Remote viewing is a simple thing, but lots of more complex practises arise from it, and those have more potential for abuse, more potential for positive action as well. The moral tradeoffs exist no matter how far into this you go. If you want to make progress and learn more powerful things, you set more and more limits on your conduct. Not because you are a person of high moral character, but because moral conduct is necessary to make this kind of progress. If you try it the other way, you end up with nothing. I speak from experience, having reached bottom several times along my own path, for those reasons, and I do not intend to make that mistake again.
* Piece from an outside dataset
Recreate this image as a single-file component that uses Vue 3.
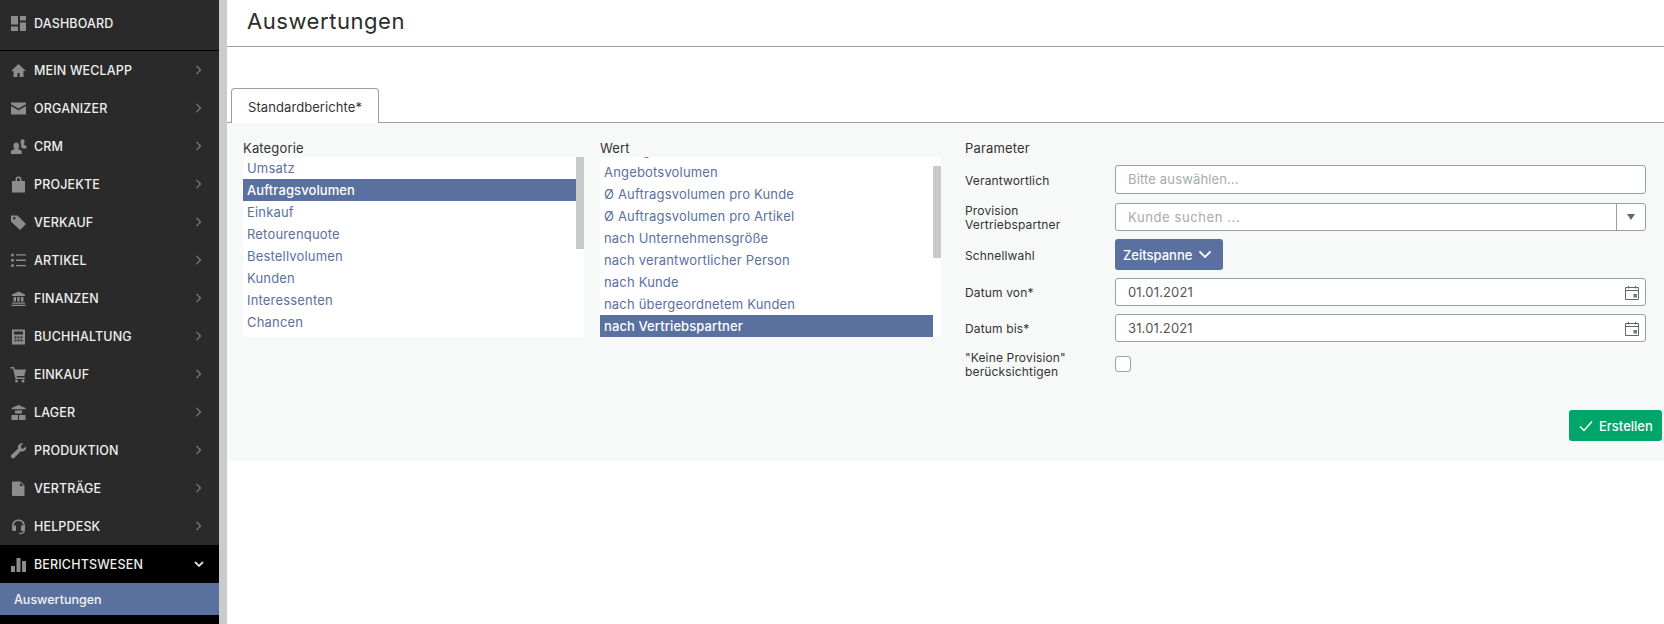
<script setup>
const menu = [
  { label: 'MEIN WECLAPP', icon: 'home' },
  { label: 'ORGANIZER', icon: 'mail' },
  { label: 'CRM', icon: 'crm' },
  { label: 'PROJEKTE', icon: 'bag' },
  { label: 'VERKAUF', icon: 'tag' },
  { label: 'ARTIKEL', icon: 'list' },
  { label: 'FINANZEN', icon: 'bank' },
  { label: 'BUCHHALTUNG', icon: 'calc' },
  { label: 'EINKAUF', icon: 'cart' },
  { label: 'LAGER', icon: 'store' },
  { label: 'PRODUKTION', icon: 'wrench' },
  { label: 'VERTRÄGE', icon: 'doc' },
  { label: 'HELPDESK', icon: 'head' }
]
const icons = {
  home: 'M8.500 2 1 9h2.500v6h3.900v-4h2.200v4h3.900V9H16z',
  mail: 'M1 2.500h15v1.700L8.500 8.500 1 4.200zM1 6l7.500 4.300L16 6v8.500H1z',
  crm: 'M6 4.500a3.200 3.200 0 0 1 3.200 3.500c0 1.300-.6 2.500-1.400 3.100 2 .5 3.400 1.200 3.900 2V16H1v-2.900c.5-.8 1.900-1.500 3.900-2-.8-.6-1.400-1.800-1.400-3.100A3.200 3.200 0 0 1 6 4.500zM12 1a2.700 2.700 0 0 1 2 4.500c-.3.500-.3.900 0 1.200l2.500 1.300v2.500H13L11 9.300c.4-1 .5-3-.6-4.500.3-1.300.5-2.500 1.600-3.800z',
  bag: 'M5.500 5V3.500a3 3 0 0 1 6 0V5H15v11.500H2V5zM7 5h3V3.500a1.500 1.500 0 0 0-3 0z',
  tag: 'M1 1.500h6.500L16 10l-6 6-9-8.500zM4.300 3a1.300 1.300 0 1 0 0 2.600 1.300 1.300 0 0 0 0-2.600z',
  list: 'M2.500 1.500a1.500 1.500 0 1 1 0 3 1.500 1.500 0 0 1 0-3zM6 2.300h10v1.300H6zM2.500 6.800a1.500 1.500 0 1 1 0 3 1.500 1.500 0 0 1 0-3zM6 7.600h10v1.300H6zM2.500 12a1.500 1.500 0 1 1 0 3 1.500 1.500 0 0 1 0-3zM6 12.900h10v1.300H6z',
  bank: 'M8.500 1.500 15 4.500V6H2V4.500zM3.500 7H6v4.500H3.500zM7.300 7h2.400v4.500H7.300zM11 7h2.500v4.500H11zM2 12.500h13v1.200H2zM1.500 14.800h14V16h-14z',
  calc: 'M2 1.500h13v15H2zM4 3.500v3h9v-3zM4.500 8.500v1.800h2V8.500zM7.500 8.500v1.800h2V8.500zM10.500 8.500v1.800h2V8.500zM4.500 11.500v1.800h2v-1.800zM7.500 11.500v1.800h2v-1.800zM10.500 11.500v1.800h2v-1.800z',
  cart: 'M.5 1H4l.8 2.500H16l-1.800 6.500H6.500l.5 1.500h7.800V13H5.500L3 2.500H.5zM6.500 13.500a1.500 1.500 0 1 1 0 3 1.500 1.500 0 0 1 0-3zM13 13.500a1.500 1.500 0 1 1 0 3 1.500 1.500 0 0 1 0-3z',
  store: 'M8.500 1 15.500 4v1.300h-14V4zM5 6.500h7V9.500H5zM1.500 11h6.500v5H1.500zM9 11h6.500v5H9z',
  wrench: 'M16 4.200c.4 1.800 0 3.300-1.200 4.300-1.100 1-2.500 1.200-4 .8L4.500 15.800c-.9.800-2.200.8-3 0-.8-.9-.8-2.100 0-3l6.600-6.300c-.4-1.500-.1-3 1-4.100C10.200 1.300 11.700.900 13.300 1.300L10.800 4l.4 2.200 2.200.5z',
  doc: 'M3 1.500h7.500L14.500 5.500V16H3a1 1 0 0 1-1-1V2.500a1 1 0 0 1 1-1zM10 2.500v3.500h3.500z',
  head: 'M8.500 1.500c3.800 0 6.500 2.700 6.500 6.500v3.500c0 2.800-1.300 4.500-3.500 4.500H9v-1.300h2.500c1 0 1.700-.5 2-1.700H11V7.500h2.400C13 5 11.200 3 8.500 3S4 5 3.600 7.500H6V13H3.500C2.600 13 2 12.200 2 11V8c0-3.800 2.700-6.500 6.500-6.500z'
}
const kategorie = ['Umsatz', 'Auftragsvolumen', 'Einkauf', 'Retourenquote', 'Bestellvolumen', 'Kunden', 'Interessenten', 'Chancen']
const wert = ['Auftragsvolumen', 'Angebotsvolumen', 'Ø Auftragsvolumen pro Kunde', 'Ø Auftragsvolumen pro Artikel', 'nach Unternehmensgröße', 'nach verantwortlicher Person', 'nach Kunde', 'nach übergeordnetem Kunden', 'nach Vertriebspartner']
</script>

<template>
  <div class="app">
    <aside class="sidebar">
      <div class="dash">
        <svg class="ico" viewBox="0 0 17 17"><path d="M1 1h7v8.500H1zM10 1h6v4.500h-6zM10 7.500h6v8.500h-6zM1 11.500h7v4.500H1z" /></svg>
        <span>DASHBOARD</span>
      </div>
      <nav>
        <div v-for="m in menu" :key="m.label" class="item">
          <svg class="ico" viewBox="0 0 17 17"><path :d="icons[m.icon]" fill-rule="evenodd" /></svg>
          <span class="lbl">{{ m.label }}</span>
          <svg class="chev" viewBox="0 0 8 10"><path d="M1.500 1 5.500 5l-4 4" /></svg>
        </div>
        <div class="item open">
          <svg class="ico" viewBox="0 0 17 17"><path d="M1 10h4v6H1zM6.500 2h4v14h-4zM12 5h4v11h-4z" /></svg>
          <span class="lbl">BERICHTSWESEN</span>
          <svg class="chev down" viewBox="0 0 10 8"><path d="M1 2l4 4 4-4" /></svg>
        </div>
        <div class="sub">Auswertungen</div>
      </nav>
    </aside>
    <div class="gutter"></div>
    <main class="main">
      <header class="head"><h1>Auswertungen</h1></header>
      <div class="tabs"><div class="tab">Standardberichte*</div></div>
      <section class="panel">
        <div class="cols">
          <div class="col">
            <div class="cap">Kategorie</div>
            <div class="box">
              <div class="rows">
                <div v-for="k in kategorie" :key="k" class="row" :class="{ sel: k === 'Auftragsvolumen' }">{{ k }}</div>
              </div>
              <div class="thumb t1"></div>
            </div>
          </div>
          <div class="col">
            <div class="cap">Wert</div>
            <div class="box">
              <div class="rows shifted">
                <div v-for="k in wert" :key="k" class="row" :class="{ sel: k === 'nach Vertriebspartner' }">{{ k }}</div>
              </div>
              <div class="thumb t2"></div>
            </div>
          </div>
          <div class="params">
            <div class="ptitle">Parameter</div>
            <div class="pr r1">
              <label>Verantwortlich</label>
              <div class="input ph">Bitte auswählen...</div>
            </div>
            <div class="pr r2">
              <label>Provision<br />Vertriebspartner</label>
              <div class="input ph combo"><span class="ctext">Kunde suchen ...</span><span class="arrow"><i></i></span></div>
            </div>
            <div class="pr r3">
              <label>Schnellwahl</label>
              <div class="zeit">Zeitspanne
                <svg viewBox="0 0 14 9"><path d="M1.500 1.500 7 7l5.500-5.500" /></svg>
              </div>
            </div>
            <div class="pr r4">
              <label>Datum von*</label>
              <div class="input date"><span>01.01.2021</span>
                <svg class="cal" viewBox="0 0 14 15"><path d="M.5 2.500h13v12H.5zM.5 5.500h13" /><path d="M3.500 1v2.500M10.500 1v2.500" /><rect x="8.500" y="9" width="3.500" height="3.500" /></svg>
              </div>
            </div>
            <div class="pr r5">
              <label>Datum bis*</label>
              <div class="input date"><span>31.01.2021</span>
                <svg class="cal" viewBox="0 0 14 15"><path d="M.5 2.500h13v12H.5zM.5 5.500h13" /><path d="M3.500 1v2.500M10.500 1v2.500" /><rect x="8.500" y="9" width="3.500" height="3.500" /></svg>
              </div>
            </div>
            <div class="pr r6">
              <label>"Keine Provision"<br />berücksichtigen</label>
              <div class="check"></div>
            </div>
          </div>
        </div>
        <div class="actions">
          <div class="create">
            <svg viewBox="0 0 14 12"><path d="M1 6.500 5 10.500 13 1.500" /></svg>
            Erstellen
          </div>
        </div>
      </section>
    </main>
  </div>
</template>

<style>
html, body { margin: 0; background: #fff; overflow: hidden; }
</style>

<style scoped>
.app {
  display: flex;
  width: 1664px;
  height: 624px;
  overflow: hidden;
  font-family: Inter, "Liberation Sans", sans-serif;
  color: #333;
}
.sidebar { width: 219px; flex: none; background: #2a2a2a; color: #eee; font-size: 12.500px; font-weight: 500; letter-spacing: .15px; }
.dash {
  height: 50px; display: flex; align-items: center; padding: 0 0 4px 10px; box-sizing: border-box;
  gap: 7px;
}
nav { border-top: 1px solid #000; background: #000; height: 573px; }
.item { height: 38px; background: #2a2a2a; display: flex; align-items: center; padding-left: 10px; gap: 7px; }
.ico { width: 17px; height: 17px; flex: none; fill: #8c8c8c; }
.lbl { flex: 1; }
.chev { width: 8px; height: 10px; margin-right: 16px; fill: none; stroke: #777; stroke-width: 1.300; }
.open { background: #000; }
.chev.down { width: 10px; height: 8px; margin-right: 15px; stroke: #ddd; stroke-width: 1.800; }
.sub { height: 32px; background: #5a71a0; color: #f2f2f2; font-size: 12.500px; font-weight: 500; line-height: 34px; padding-left: 14px; letter-spacing: 0; }
.gutter { width: 8px; flex: none; background: #cbcbcb; }
.main { flex: 1; min-width: 0; }
.head { height: 46px; border-bottom: 1px solid #97a2a0; padding-left: 20px; }
.head h1 { margin: 0; font-size: 22px; line-height: 43px; font-weight: 400; color: #2c2c2c; letter-spacing: .55px; }
.tabs { height: 76px; display: flex; align-items: flex-end; padding-left: 4px; box-sizing: border-box; border-bottom: 1px solid #97a2a0; }
.tab {
  width: 148px; height: 35px; box-sizing: border-box; border: 1px solid #97a2a0; border-bottom: 0;
  border-radius: 4px 4px 0 0; background: #fff; font-size: 13px; line-height: 36px; padding-left: 16px;
  margin-bottom: -1px; color: #333; letter-spacing: .08px;
}
.panel { background: #f7f9f8; height: 338px; box-sizing: border-box; }
.cols { display: flex; padding: 0 18px 0 16px; }
.col { width: 341px; margin-right: 16px; flex: none; }
.cap { height: 34px; padding-top: 16px; box-sizing: border-box; font-size: 13px; line-height: 18px; color: #333; letter-spacing: .15px; }
.box { position: relative; height: 180px; background: #fff; overflow: hidden; }
.rows { margin-right: 8px; }
.rows.shifted { margin-top: -18px; }
.row { height: 22px; line-height: 22px; padding-left: 4px; font-size: 13px; letter-spacing: .18px; color: #5a71a0; white-space: nowrap; }
.row.sel { background: #5a71a0; color: #fff; font-weight: 500; letter-spacing: .1px; }
.thumb { position: absolute; right: 0; width: 8px; height: 92px; background: #c9c9c9; }
.t1 { top: 0; }
.t2 { top: 9px; }
.params { flex: 1; margin-left: 8px; font-size: 12px; color: #333; letter-spacing: .15px; }
.ptitle { font-size: 13px; height: 34px; padding-top: 16px; box-sizing: border-box; line-height: 18px; }
.pr { display: grid; grid-template-columns: 150px 1fr; align-items: center; }
.pr label { line-height: 14px; position: relative; top: 1px; }
.input {
  height: 28px; box-sizing: border-box; border: 1px solid #97a2a0; border-radius: 3px; background: #fff;
  padding-left: 12px; line-height: 27px; font-size: 13px; color: #555; letter-spacing: .15px;
}
.ph { color: #a5adac; }
.r1 { margin-top: 8px; }
.r1 .input { height: 29px; }
.r2 { margin-top: 9px; }
.combo { display: flex; padding-right: 0; }
.ctext { flex: 1; letter-spacing: .6px; }
.arrow { width: 28px; border-left: 1px solid #97a2a0; display: flex; align-items: center; justify-content: center; }
.arrow i { width: 0; height: 0; border-left: 4px solid transparent; border-right: 4px solid transparent; border-top: 6px solid #666; }
.r3 { margin-top: 8px; }
.zeit {
  width: 108px; height: 31px; box-sizing: border-box; background: #5a71a0; border-radius: 3px; color: #fff;
  font-size: 13px; font-weight: 500; display: flex; align-items: center; padding-left: 8px; gap: 6px; letter-spacing: 0;
}
.zeit svg { width: 14px; height: 9px; fill: none; stroke: #fff; stroke-width: 1.800; }
.r4 { margin-top: 8px; }
.r5 { margin-top: 8px; }
.date { display: flex; justify-content: space-between; align-items: center; padding-right: 6px; }
.cal { width: 14px; height: 15px; fill: none; stroke: #666; stroke-width: 1; }
.cal rect { fill: #777; stroke: none; }
.r6 { margin-top: 8px; height: 30px; }
.r6 label { top: 0; }
.check { width: 16px; height: 16px; box-sizing: border-box; border: 1px solid #97a2a0; border-radius: 3px; background: #fff; margin-top: -3px; }
.actions { display: flex; justify-content: flex-end; padding: 0 2px 0 0; margin-top: 30px; }
.create {
  width: 93px; height: 31px; box-sizing: border-box; background: #00a56a; border-radius: 3px; color: #fff;
  font-size: 13px; font-weight: 500; display: flex; align-items: center; gap: 6px; padding-left: 10px;
}
.create svg { width: 14px; height: 12px; fill: none; stroke: #fff; stroke-width: 1.500; }
</style>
There is a state of spiritual evolution which is eventually reached by following these paths, which I am just beginning to glimpse a bit now and then and maybe understand a little bit. Beyond that are things I don't comprehend, but I trust that these higher levels are worth the trouble. The men and women who have reached the highest level of the Known are unknowns, very humble people who intentionally vanish from the ordinary world, maybe by hiding in plain sight. They have powerful effects upon the world, but in very subtle ways, guiding rather than forcing issues. My living and physical Elders are that sort of people. I like the way an old Taoist described this level of life to a student of his.
"I might be anywhere," he said. "I might be anything. I might be a hummingbird on the wing, or a monkey's fart. I might be a tear of compassion in a sailor's eye."
Which brings us back again to the power of little things, like the farts of monkeys and the flight of a hummingbird.